- **The request**
Make an exact transcription of the material, leaving out all images.

= = = =

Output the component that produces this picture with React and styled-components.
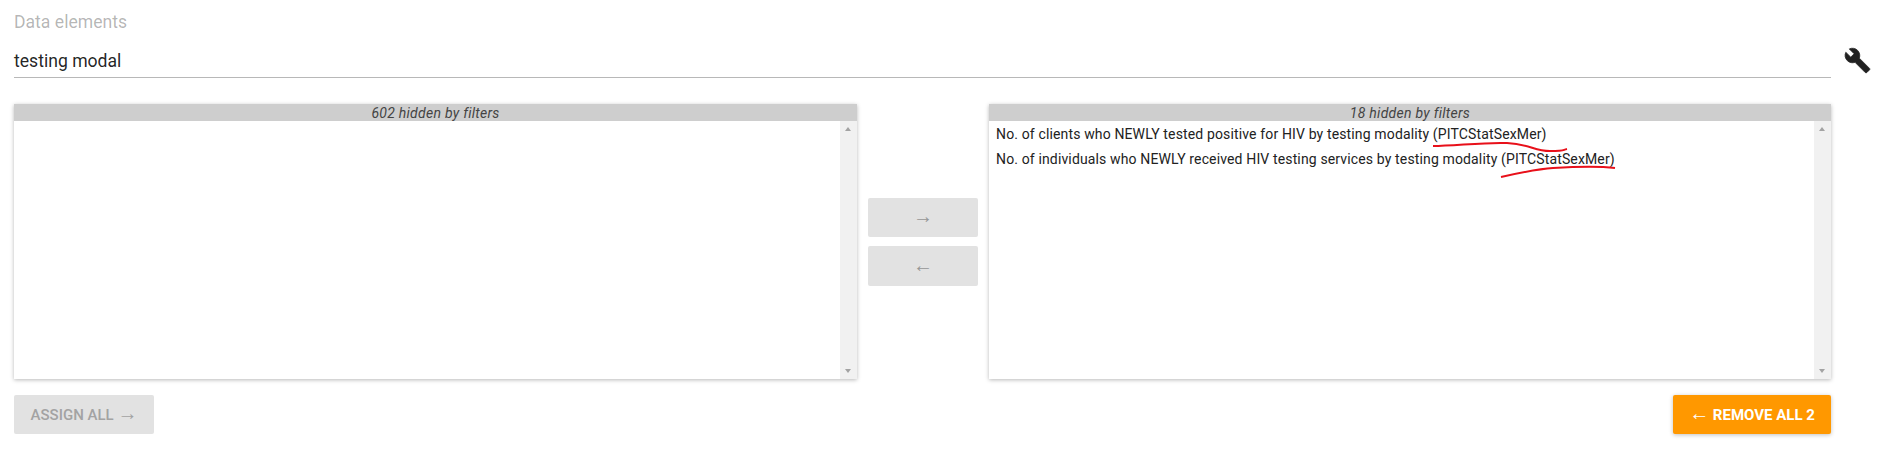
import React from 'react';
import styled, { createGlobalStyle } from 'styled-components';

const Global = createGlobalStyle`
	html, body { margin: 0; padding: 0; background: #fff; }
	body { font-family: Roboto, "Liberation Sans", sans-serif; }
	* { box-sizing: border-box; }
`;

const Page = styled.div`
	width: 1880px;
	height: 451px;
	padding: 0 49px 0 14px;
	overflow: hidden;
`;

const FilterRow = styled.div`
	position: relative;
	height: 78px;
	padding-top: 12px;
	border-bottom: 1px solid #b8b8b8;
`;

const FilterLabel = styled.div`
	font-size: 17.6px;
	line-height: 20px;
	color: rgba(0, 0, 0, 0.3);
`;

const FilterValue = styled.div`
	margin-top: 19px;
	font-size: 17.6px;
	line-height: 20px;
	color: rgba(0, 0, 0, 0.87);
`;

const WrenchButton = styled.div`
	position: absolute;
	top: 47px;
	right: -40px;
	width: 27px;
	height: 27px;
	color: #212121;
`;

const Transfer = styled.div`
	display: grid;
	grid-template-columns: 843px 132px 842px;
	margin-top: 26px;
	height: 275px;
`;

const Panel = styled.div`
	position: relative;
	display: flex;
	flex-direction: column;
	background: #fff;
	box-shadow: 0 1px 4px rgba(0, 0, 0, 0.28);
`;

const PanelHeader = styled.div`
	height: 17px;
	background: #cecece;
	font-size: 14px;
	font-style: italic;
	letter-spacing: 0.27px;
	line-height: 18px;
	text-align: center;
	color: #444;
`;

const PanelBody = styled.div`
	flex: 1;
	display: flex;
	min-height: 0;
`;

const Options = styled.div`
	flex: 1;
	padding-top: 1px;
`;

const Option = styled.div`
	padding: 0 7px;
	height: 25px;
	font-size: 14px;
	letter-spacing: 0.14px;
	line-height: 25px;
	color: #222;
`;

const Scrollbar = styled.div`
	position: relative;
	width: 17px;
	background: #f1f1f1;
`;

const ScrollArrow = styled.div`
	position: absolute;
	left: 5px;
	${(props) => (props.$down ? 'bottom: 6px;' : 'top: 6px;')}
	border-left: 3.5px solid transparent;
	border-right: 3.5px solid transparent;
	${(props) => (props.$down ? 'border-top: 4px solid #a3a3a3;' : 'border-bottom: 4px solid #a3a3a3;')}
`;

const MoveColumn = styled.div`
	display: flex;
	flex-direction: column;
	align-items: center;
	gap: 9px;
	padding-top: 94px;
`;

const MoveButton = styled.div`
	width: 110px;
	height: ${(props) => props.$height}px;
	border-radius: 2px;
	background: #e2e2e2;
	color: #969696;
	line-height: ${(props) => props.$height + 1}px;
	text-align: center;
`;

const Arrow = styled.span`
	font-family: "Liberation Sans", sans-serif;
	font-weight: 400;
	font-size: 20px;
	line-height: 0;
`;

const Footer = styled.div`
	display: flex;
	justify-content: space-between;
	margin-top: 16px;
`;

const ActionButton = styled.div`
	height: 39px;
	padding: 0 16px;
	min-width: ${(props) => props.$width}px;
	border-radius: 2px;
	font-size: 15px;
	font-weight: ${(props) => (props.$primary ? 700 : 500)};
	line-height: 40px;
	text-align: center;
	white-space: nowrap;
	background: ${(props) => (props.$primary ? '#ff9800' : '#e2e2e2')};
	color: ${(props) => (props.$primary ? '#fff' : '#a3a3a3')};
	box-shadow: ${(props) => (props.$primary ? '0 1px 4px rgba(0, 0, 0, 0.25)' : 'none')};
`;

const Scribble = styled.svg`
	position: absolute;
	left: 0;
	top: 0;
	width: 842px;
	height: 275px;
	pointer-events: none;
`;

const Wrench = () => (
	<svg viewBox="0 0 24 24" width="27" height="27" fill="currentColor" stroke="currentColor" strokeWidth="0.7">
		<path d="M22.7 19l-9.1-9.1c.9-2.3.4-5-1.5-6.9-2-2-5-2.4-7.4-1.3L9 6 6 9 1.6 4.7C.4 7.1.9 10.1 2.9 12.1c1.9 1.9 4.6 2.4 6.9 1.5l9.1 9.1c.4.4 1 .4 1.4 0l2.3-2.3c.5-.4.5-1.1.1-1.4z" />
	</svg>
);

const ListPanel = ({ title, items = [], children }) => (
	<Panel>
		<PanelHeader>{title}</PanelHeader>
		<PanelBody>
			<Options>
				{items.map((item) => (
					<Option key={item}>{item}</Option>
				))}
			</Options>
			<Scrollbar>
				<ScrollArrow />
				<ScrollArrow $down />
			</Scrollbar>
		</PanelBody>
		{children}
	</Panel>
);

const selected = [
	'No. of clients who NEWLY tested positive for HIV by testing modality (PITCStatSexMer)',
	'No. of individuals who NEWLY received HIV testing services by testing modality (PITCStatSexMer)',
];

export default function App() {
	return (
		<Page>
			<Global />
			<FilterRow>
				<FilterLabel>Data elements</FilterLabel>
				<FilterValue>testing modal</FilterValue>
				<WrenchButton>
					<Wrench />
				</WrenchButton>
			</FilterRow>
			<Transfer>
				<ListPanel title="602 hidden by filters" />
				<MoveColumn>
					<MoveButton $height={39}><Arrow>→</Arrow></MoveButton>
					<MoveButton $height={40}><Arrow>←</Arrow></MoveButton>
				</MoveColumn>
				<ListPanel title="18 hidden by filters" items={selected}>
					<Scribble viewBox="0 0 842 275">
						<path d="M444 42 C 465 42, 495 38, 518 39 S 545 47, 561 47 S 573 46, 578 45" fill="none" stroke="#e8101a" strokeWidth="2" />
						<path d="M512 73 C 530 69, 548 65, 564 64 S 610 62, 626 64" fill="none" stroke="#e8101a" strokeWidth="2" />
					</Scribble>
				</ListPanel>
			</Transfer>
			<Footer>
				<ActionButton $width={140}>ASSIGN ALL <Arrow>→</Arrow></ActionButton>
				<ActionButton $width={158} $primary><Arrow>←</Arrow> REMOVE ALL 2</ActionButton>
			</Footer>
		</Page>
	);
}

= = = =

- **Output for this exercise**
Output the component that produces this picture with React and styled-components.
import React from 'react';
import styled, { createGlobalStyle } from 'styled-components';

const Global = createGlobalStyle`
	html, body { margin: 0; padding: 0; background: #fff; }
	body { font-family: Roboto, "Liberation Sans", sans-serif; }
	* { box-sizing: border-box; }
`;

const Page = styled.div`
	width: 1880px;
	height: 451px;
	padding: 0 49px 0 14px;
	overflow: hidden;
`;

const FilterRow = styled.div`
	position: relative;
	height: 78px;
	padding-top: 12px;
	border-bottom: 1px solid #b8b8b8;
`;

const FilterLabel = styled.div`
	font-size: 17.6px;
	line-height: 20px;
	color: rgba(0, 0, 0, 0.3);
`;

const FilterValue = styled.div`
	margin-top: 19px;
	font-size: 17.6px;
	line-height: 20px;
	color: rgba(0, 0, 0, 0.87);
`;

const WrenchButton = styled.div`
	position: absolute;
	top: 47px;
	right: -40px;
	width: 27px;
	height: 27px;
	color: #212121;
`;

const Transfer = styled.div`
	display: grid;
	grid-template-columns: 843px 132px 842px;
	margin-top: 26px;
	height: 275px;
`;

const Panel = styled.div`
	position: relative;
	display: flex;
	flex-direction: column;
	background: #fff;
	box-shadow: 0 1px 4px rgba(0, 0, 0, 0.28);
`;

const PanelHeader = styled.div`
	height: 17px;
	background: #cecece;
	font-size: 14px;
	font-style: italic;
	letter-spacing: 0.27px;
	line-height: 18px;
	text-align: center;
	color: #444;
`;

const PanelBody = styled.div`
	flex: 1;
	display: flex;
	min-height: 0;
`;

const Options = styled.div`
	flex: 1;
	padding-top: 1px;
`;

const Option = styled.div`
	padding: 0 7px;
	height: 25px;
	font-size: 14px;
	letter-spacing: 0.14px;
	line-height: 25px;
	color: #222;
`;

const Scrollbar = styled.div`
	position: relative;
	width: 17px;
	background: #f1f1f1;
`;

const ScrollArrow = styled.div`
	position: absolute;
	left: 5px;
	${(props) => (props.$down ? 'bottom: 6px;' : 'top: 6px;')}
	border-left: 3.5px solid transparent;
	border-right: 3.5px solid transparent;
	${(props) => (props.$down ? 'border-top: 4px solid #a3a3a3;' : 'border-bottom: 4px solid #a3a3a3;')}
`;

const MoveColumn = styled.div`
	display: flex;
	flex-direction: column;
	align-items: center;
	gap: 9px;
	padding-top: 94px;
`;

const MoveButton = styled.div`
	width: 110px;
	height: ${(props) => props.$height}px;
	border-radius: 2px;
	background: #e2e2e2;
	color: #969696;
	line-height: ${(props) => props.$height + 1}px;
	text-align: center;
`;

const Arrow = styled.span`
	font-family: "Liberation Sans", sans-serif;
	font-weight: 400;
	font-size: 20px;
	line-height: 0;
`;

const Footer = styled.div`
	display: flex;
	justify-content: space-between;
	margin-top: 16px;
`;

const ActionButton = styled.div`
	height: 39px;
	padding: 0 16px;
	min-width: ${(props) => props.$width}px;
	border-radius: 2px;
	font-size: 15px;
	font-weight: ${(props) => (props.$primary ? 700 : 500)};
	line-height: 40px;
	text-align: center;
	white-space: nowrap;
	background: ${(props) => (props.$primary ? '#ff9800' : '#e2e2e2')};
	color: ${(props) => (props.$primary ? '#fff' : '#a3a3a3')};
	box-shadow: ${(props) => (props.$primary ? '0 1px 4px rgba(0, 0, 0, 0.25)' : 'none')};
`;

const Scribble = styled.svg`
	position: absolute;
	left: 0;
	top: 0;
	width: 842px;
	height: 275px;
	pointer-events: none;
`;

const Wrench = () => (
	<svg viewBox="0 0 24 24" width="27" height="27" fill="currentColor" stroke="currentColor" strokeWidth="0.7">
		<path d="M22.7 19l-9.1-9.1c.9-2.3.4-5-1.5-6.9-2-2-5-2.4-7.4-1.3L9 6 6 9 1.6 4.7C.4 7.1.9 10.1 2.9 12.1c1.9 1.9 4.6 2.4 6.9 1.5l9.1 9.1c.4.4 1 .4 1.4 0l2.3-2.3c.5-.4.5-1.1.1-1.4z" />
	</svg>
);

const ListPanel = ({ title, items = [], children }) => (
	<Panel>
		<PanelHeader>{title}</PanelHeader>
		<PanelBody>
			<Options>
				{items.map((item) => (
					<Option key={item}>{item}</Option>
				))}
			</Options>
			<Scrollbar>
				<ScrollArrow />
				<ScrollArrow $down />
			</Scrollbar>
		</PanelBody>
		{children}
	</Panel>
);

const selected = [
	'No. of clients who NEWLY tested positive for HIV by testing modality (PITCStatSexMer)',
	'No. of individuals who NEWLY received HIV testing services by testing modality (PITCStatSexMer)',
];

export default function App() {
	return (
		<Page>
			<Global />
			<FilterRow>
				<FilterLabel>Data elements</FilterLabel>
				<FilterValue>testing modal</FilterValue>
				<WrenchButton>
					<Wrench />
				</WrenchButton>
			</FilterRow>
			<Transfer>
				<ListPanel title="602 hidden by filters" />
				<MoveColumn>
					<MoveButton $height={39}><Arrow>→</Arrow></MoveButton>
					<MoveButton $height={40}><Arrow>←</Arrow></MoveButton>
				</MoveColumn>
				<ListPanel title="18 hidden by filters" items={selected}>
					<Scribble viewBox="0 0 842 275">
						<path d="M444 42 C 465 42, 495 38, 518 39 S 545 47, 561 47 S 573 46, 578 45" fill="none" stroke="#e8101a" strokeWidth="2" />
						<path d="M512 73 C 530 69, 548 65, 564 64 S 610 62, 626 64" fill="none" stroke="#e8101a" strokeWidth="2" />
					</Scribble>
				</ListPanel>
			</Transfer>
			<Footer>
				<ActionButton $width={140}>ASSIGN ALL <Arrow>→</Arrow></ActionButton>
				<ActionButton $width={158} $primary><Arrow>←</Arrow> REMOVE ALL 2</ActionButton>
			</Footer>
		</Page>
	);
}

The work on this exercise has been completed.